■ What is needed
Word for word, quote all of the material, omitting the pictures.

■ Information given
>> begin

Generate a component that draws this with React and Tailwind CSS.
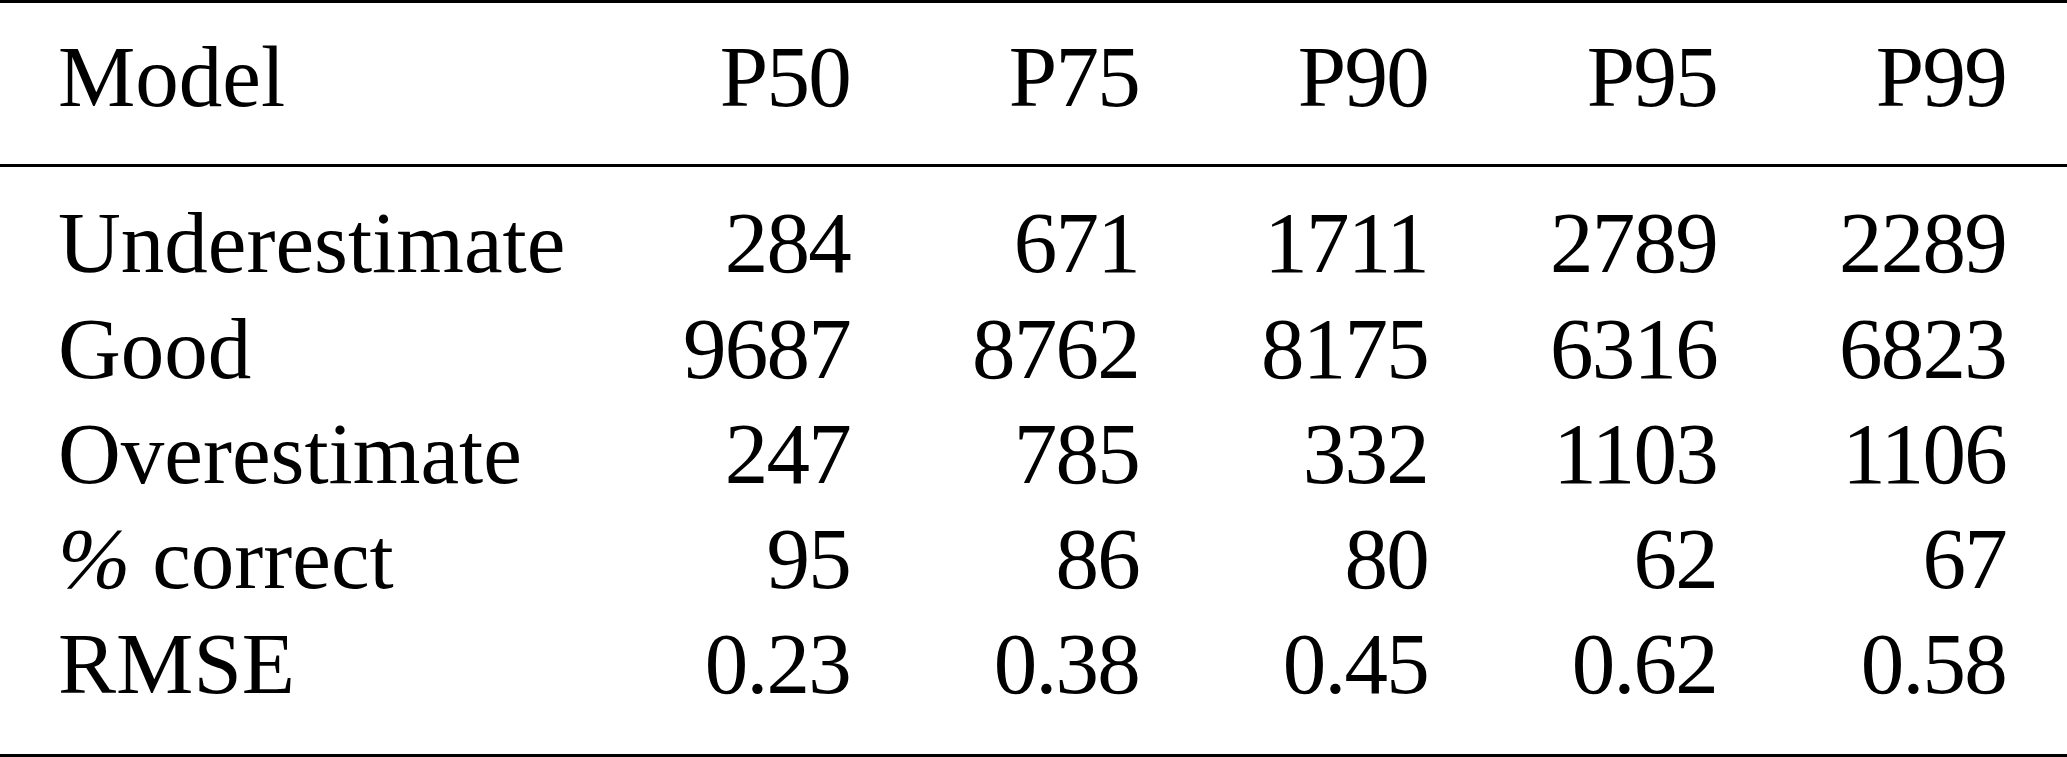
import React from "react";

const headers = ["P50", "P75", "P90", "P95", "P99"];

const rows = [
  ["Underestimate", "284", "671", "1711", "2789", "2289"],
  ["Good", "9687", "8762", "8175", "6316", "6823"],
  ["Overestimate", "247", "785", "332", "1103", "1106"],
  [
    <>
      <span className="italic">%</span> correct
    </>,
    "95",
    "86",
    "80",
    "62",
    "67",
  ],
  ["RMSE", "0.23", "0.38", "0.45", "0.62", "0.58"],
];

function Row({ cells }) {
  return (
    <div className="grid grid-cols-[505px_repeat(5,289px)] leading-[105.25px]">
      {cells.map((c, i) =>
        i === 0 ? (
          <div key={i} className="text-left">
            {c}
          </div>
        ) : (
          <div key={i} className="text-right tracking-[-0.02em] pr-[2px]">
            {c}
          </div>
        )
      )}
    </div>
  );
}

export default function App() {
  return (
    <div className="w-[2067px] h-[757px] bg-white text-black font-['Liberation_Serif','Times_New_Roman',serif] text-[87px] overflow-hidden">
      <div className="border-t-[3px] border-black pt-[21px] pb-[35px] pl-[58px]">
        <Row cells={["Model", ...headers]} />
      </div>
      <div className="border-t-[3px] border-black pt-[23px] pb-[37px] pl-[58px]">
        {rows.map((r, i) => (
          <Row key={i} cells={r} />
        ))}
      </div>
      <div className="border-t-4 border-black" />
    </div>
  );
}
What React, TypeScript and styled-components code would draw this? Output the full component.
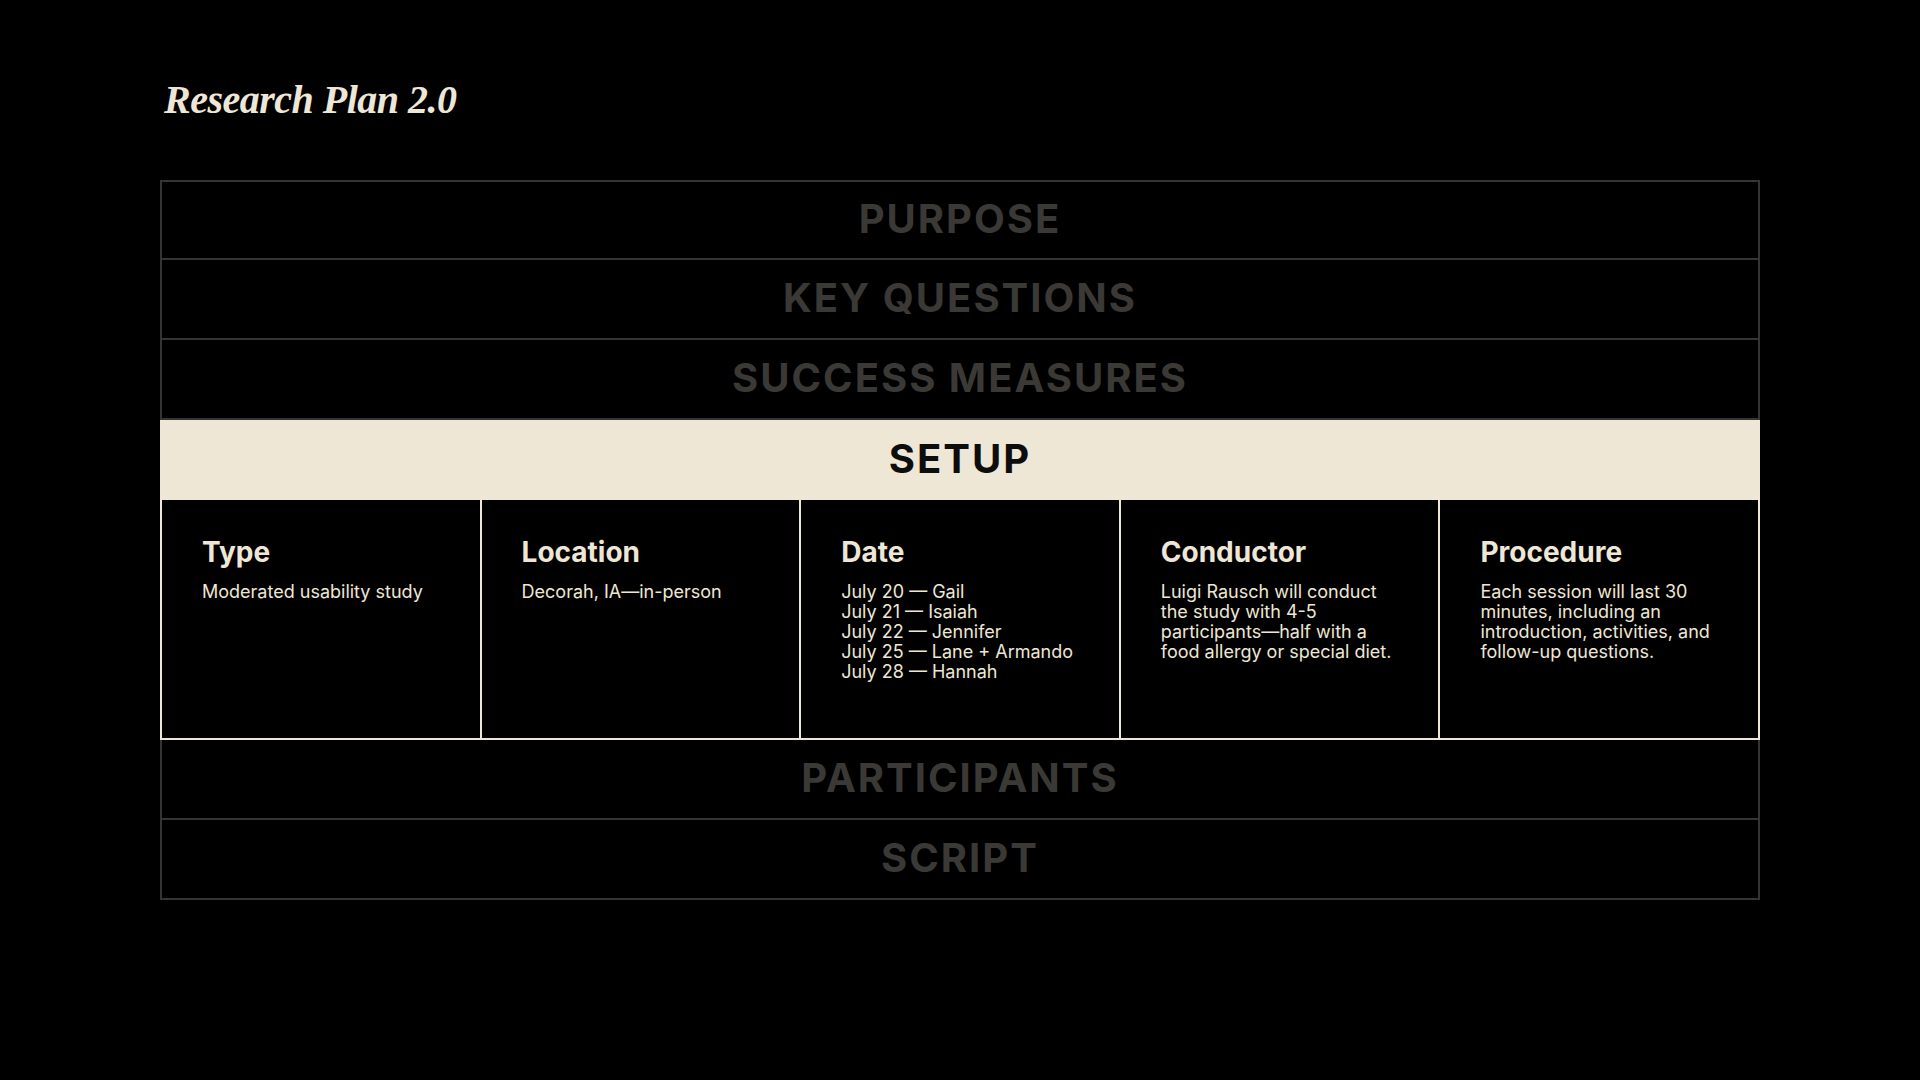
import React from 'react'
import styled, { createGlobalStyle } from 'styled-components'

const colors = {
  cream: '#efe7d5',
  muted: '#3a3936',
  line: '#343432',
  ink: '#0d0d0d'
}

const GlobalStyle = createGlobalStyle`
  html, body {
    margin: 0;
    padding: 0;
    background: #000;
  }
  * {
    box-sizing: border-box;
  }
`

const Page = styled.div`
  width: 1920px;
  height: 1080px;
  background: #000;
  padding: 70px 160px 0;
  font-family: Inter, 'Open Sans', sans-serif;
`

const Title = styled.h1`
  margin: 0 0 0 4px;
  height: 110px;
  font-family: 'Liberation Serif', serif;
  font-style: italic;
  font-weight: 700;
  font-size: 40px;
  line-height: 60px;
  color: ${colors.cream};
  letter-spacing: -0.5px;
`

const Table = styled.div`
  width: 1600px;
  display: flex;
  flex-direction: column;
`

const SectionRow = styled.div<{ $first?: boolean }>`
  height: 80px;
  display: flex;
  align-items: center;
  justify-content: center;
  padding-bottom: 4px;
  border: 2px solid ${colors.line};
  border-top-width: ${p => (p.$first ? '2px' : '0')};
  color: ${colors.muted};
  font-weight: 700;
  font-size: 40px;
  letter-spacing: 2px;
  text-transform: uppercase;
`

const ActiveRow = styled.div`
  height: 80px;
  display: flex;
  align-items: center;
  justify-content: center;
  padding-bottom: 4px;
  background: ${colors.cream};
  color: ${colors.ink};
  font-weight: 700;
  font-size: 40px;
  letter-spacing: 2px;
`

const Cells = styled.div`
  height: 240px;
  display: grid;
  grid-template-columns: repeat(5, 1fr);
  border-left: 2px solid ${colors.cream};
  border-bottom: 2px solid ${colors.cream};
`

const Cell = styled.div`
  border-right: 2px solid ${colors.cream};
  padding: 36px 24px 0 40px;
  color: ${colors.cream};
`

const CellHeading = styled.h3`
  margin: 0 0 14px;
  font-size: 28px;
  font-weight: 700;
  line-height: 32px;
`

const CellText = styled.p`
  margin: 0;
  font-size: 18px;
  line-height: 20px;
  white-space: pre-line;
`

const before = ['Purpose', 'Key Questions', 'Success Measures']
const after = ['Participants', 'Script']

const setup = [
  { heading: 'Type', text: 'Moderated usability study' },
  { heading: 'Location', text: 'Decorah, IA\u2014in-person' },
  {
    heading: 'Date',
    text:
      'July 20 \u2014 Gail\nJuly 21 \u2014 Isaiah\nJuly 22 \u2014 Jennifer\nJuly 25 \u2014 Lane + Armando\nJuly 28 \u2014 Hannah'
  },
  {
    heading: 'Conductor',
    text:
      'Luigi Rausch will conduct\nthe study with 4-5\nparticipants\u2014half with a\nfood allergy or special diet.'
  },
  {
    heading: 'Procedure',
    text:
      'Each session will last 30\nminutes, including an\nintroduction, activities, and\nfollow-up questions.'
  }
]

const App: React.FC = () => {
  return (
    <Page>
      <GlobalStyle />
      <Title>Research Plan 2.0</Title>
      <Table>
        {before.map((item, i) => (
          <SectionRow key={item} $first={i === 0}>
            {item}
          </SectionRow>
        ))}
        <ActiveRow>SETUP</ActiveRow>
        <Cells>
          {setup.map(item => (
            <Cell key={item.heading}>
              <CellHeading>{item.heading}</CellHeading>
              <CellText>{item.text}</CellText>
            </Cell>
          ))}
        </Cells>
        {after.map(item => (
          <SectionRow key={item}>{item}</SectionRow>
        ))}
      </Table>
    </Page>
  )
}

export default App
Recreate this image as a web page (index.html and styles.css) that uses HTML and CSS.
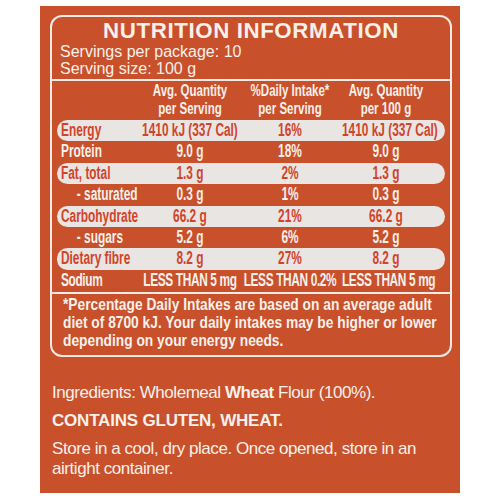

>> end

■ Complete output
Generate a component that draws this with React and Tailwind CSS.
import React from "react";

const headers = ["P50", "P75", "P90", "P95", "P99"];

const rows = [
  ["Underestimate", "284", "671", "1711", "2789", "2289"],
  ["Good", "9687", "8762", "8175", "6316", "6823"],
  ["Overestimate", "247", "785", "332", "1103", "1106"],
  [
    <>
      <span className="italic">%</span> correct
    </>,
    "95",
    "86",
    "80",
    "62",
    "67",
  ],
  ["RMSE", "0.23", "0.38", "0.45", "0.62", "0.58"],
];

function Row({ cells }) {
  return (
    <div className="grid grid-cols-[505px_repeat(5,289px)] leading-[105.25px]">
      {cells.map((c, i) =>
        i === 0 ? (
          <div key={i} className="text-left">
            {c}
          </div>
        ) : (
          <div key={i} className="text-right tracking-[-0.02em] pr-[2px]">
            {c}
          </div>
        )
      )}
    </div>
  );
}

export default function App() {
  return (
    <div className="w-[2067px] h-[757px] bg-white text-black font-['Liberation_Serif','Times_New_Roman',serif] text-[87px] overflow-hidden">
      <div className="border-t-[3px] border-black pt-[21px] pb-[35px] pl-[58px]">
        <Row cells={["Model", ...headers]} />
      </div>
      <div className="border-t-[3px] border-black pt-[23px] pb-[37px] pl-[58px]">
        {rows.map((r, i) => (
          <Row key={i} cells={r} />
        ))}
      </div>
      <div className="border-t-4 border-black" />
    </div>
  );
}
What React, TypeScript and styled-components code would draw this? Output the full component.
import React from 'react'
import styled, { createGlobalStyle } from 'styled-components'

const colors = {
  cream: '#efe7d5',
  muted: '#3a3936',
  line: '#343432',
  ink: '#0d0d0d'
}

const GlobalStyle = createGlobalStyle`
  html, body {
    margin: 0;
    padding: 0;
    background: #000;
  }
  * {
    box-sizing: border-box;
  }
`

const Page = styled.div`
  width: 1920px;
  height: 1080px;
  background: #000;
  padding: 70px 160px 0;
  font-family: Inter, 'Open Sans', sans-serif;
`

const Title = styled.h1`
  margin: 0 0 0 4px;
  height: 110px;
  font-family: 'Liberation Serif', serif;
  font-style: italic;
  font-weight: 700;
  font-size: 40px;
  line-height: 60px;
  color: ${colors.cream};
  letter-spacing: -0.5px;
`

const Table = styled.div`
  width: 1600px;
  display: flex;
  flex-direction: column;
`

const SectionRow = styled.div<{ $first?: boolean }>`
  height: 80px;
  display: flex;
  align-items: center;
  justify-content: center;
  padding-bottom: 4px;
  border: 2px solid ${colors.line};
  border-top-width: ${p => (p.$first ? '2px' : '0')};
  color: ${colors.muted};
  font-weight: 700;
  font-size: 40px;
  letter-spacing: 2px;
  text-transform: uppercase;
`

const ActiveRow = styled.div`
  height: 80px;
  display: flex;
  align-items: center;
  justify-content: center;
  padding-bottom: 4px;
  background: ${colors.cream};
  color: ${colors.ink};
  font-weight: 700;
  font-size: 40px;
  letter-spacing: 2px;
`

const Cells = styled.div`
  height: 240px;
  display: grid;
  grid-template-columns: repeat(5, 1fr);
  border-left: 2px solid ${colors.cream};
  border-bottom: 2px solid ${colors.cream};
`

const Cell = styled.div`
  border-right: 2px solid ${colors.cream};
  padding: 36px 24px 0 40px;
  color: ${colors.cream};
`

const CellHeading = styled.h3`
  margin: 0 0 14px;
  font-size: 28px;
  font-weight: 700;
  line-height: 32px;
`

const CellText = styled.p`
  margin: 0;
  font-size: 18px;
  line-height: 20px;
  white-space: pre-line;
`

const before = ['Purpose', 'Key Questions', 'Success Measures']
const after = ['Participants', 'Script']

const setup = [
  { heading: 'Type', text: 'Moderated usability study' },
  { heading: 'Location', text: 'Decorah, IA\u2014in-person' },
  {
    heading: 'Date',
    text:
      'July 20 \u2014 Gail\nJuly 21 \u2014 Isaiah\nJuly 22 \u2014 Jennifer\nJuly 25 \u2014 Lane + Armando\nJuly 28 \u2014 Hannah'
  },
  {
    heading: 'Conductor',
    text:
      'Luigi Rausch will conduct\nthe study with 4-5\nparticipants\u2014half with a\nfood allergy or special diet.'
  },
  {
    heading: 'Procedure',
    text:
      'Each session will last 30\nminutes, including an\nintroduction, activities, and\nfollow-up questions.'
  }
]

const App: React.FC = () => {
  return (
    <Page>
      <GlobalStyle />
      <Title>Research Plan 2.0</Title>
      <Table>
        {before.map((item, i) => (
          <SectionRow key={item} $first={i === 0}>
            {item}
          </SectionRow>
        ))}
        <ActiveRow>SETUP</ActiveRow>
        <Cells>
          {setup.map(item => (
            <Cell key={item.heading}>
              <CellHeading>{item.heading}</CellHeading>
              <CellText>{item.text}</CellText>
            </Cell>
          ))}
        </Cells>
        {after.map(item => (
          <SectionRow key={item}>{item}</SectionRow>
        ))}
      </Table>
    </Page>
  )
}

export default App
Recreate this image as a web page (index.html and styles.css) that uses HTML and CSS.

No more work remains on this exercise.